Title: Incorrect behavior of LOAD_ATTR due to overflow in tp_version
msg394442 - (view) Author: Mark Shannon (Mark.Shannon) * (Python committer) Date: 2021-05-26 16:03
Should the tp_version overflow, and wrap around to a value previously used in the opcache for LOAD_ATTR, then LOAD_ATTR could produce the wrong value.

It will take a fair bit of contrivance and a long time to do this, but it is possible:
Run some code ~2000 times to get the version cached.
Change an attibute of the type about 4 billion times.
Rerun the original code.

Invalidating all the opcaches is going to be a huge pain, so I propose not allowing the version to overflow but partitioning the 32 bit space something like this:

Top 20 bits: Unique per-class ID, 0 and 0xFFFFF are reserved.
Low 12 bits: Per-class version.

tp_version == 0 that no version has been assigned to this class, as yet.
(tp_version & 0xFFF) == 0 means that the version tag is temporarily invalid
tp_version == 0xFFFFFFFF means that the version tag is permanently invalid

If (tp_version & 0xFFF) != 0 and tp_version != 0xFFFFFFFF, then the combined 32 bits represents a unique tag of the class's state as it does now.

Should the low bits of a class hit 0xFFF then all 32 bits are set to 0xFFFFFFFF, and we can't cache its version any more.
If a class has been changed a 1000 times, then there is unlikely to be much value in caching it anyway.
msg394443 - (view) Author: Pablo Galindo Salgado (pablogsal) * (Python committer) Date: 2021-05-26 16:19
But wait, in the case of an overflow, the values of the tags would be different than the one stored, triggering a cache miss.

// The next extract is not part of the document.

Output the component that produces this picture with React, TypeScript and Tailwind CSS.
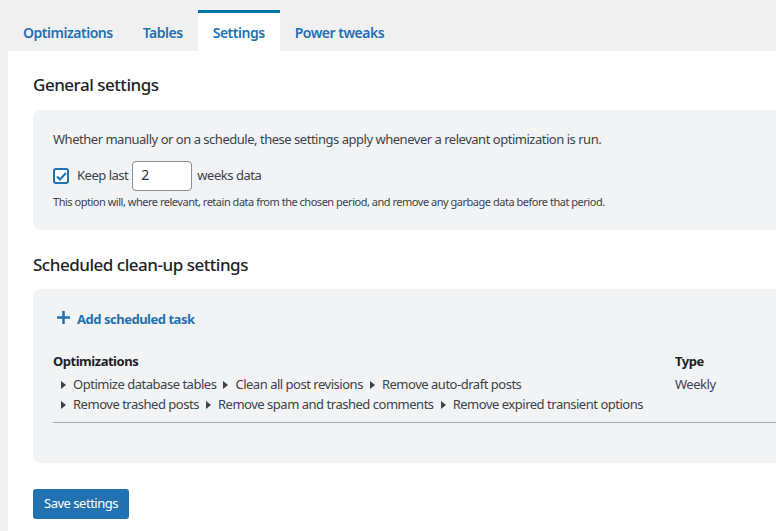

What I am missing?
msg394444 - (view) Author: Pablo Galindo Salgado (pablogsal) * (Python committer) Date: 2021-05-26 16:20
Oh, right, it will load and old value from the cache.
msg394445 - (view) Author: Pablo Galindo Salgado (pablogsal) * (Python committer) Date: 2021-05-26 16:21
I mean, the possibilities are even more remote because not only this needs to overflow but the lookup has to be done at exactly the old value.
msg394447 - (view) Author: Mark Shannon (Mark.Shannon) * (Python committer) Date: 2021-05-26 16:48
It is extremely unlikely, I agree. But not impossible.

I plan to fix it for 3.11. Once I've done that we can decide if backports are worth it.
msg394448 - (view) Author: Pablo Galindo Salgado (pablogsal) * (Python committer) Date: 2021-05-26 17:08
I wonder what other stuff can break due to this. I agree we should fix it, but also we need to consider how crazy is the solution because I'm not sure if this justifies a very complex one.

As an alternative idea, we could use th max allowed value as an "overflowed" status, which invalidates anything that is using the tag.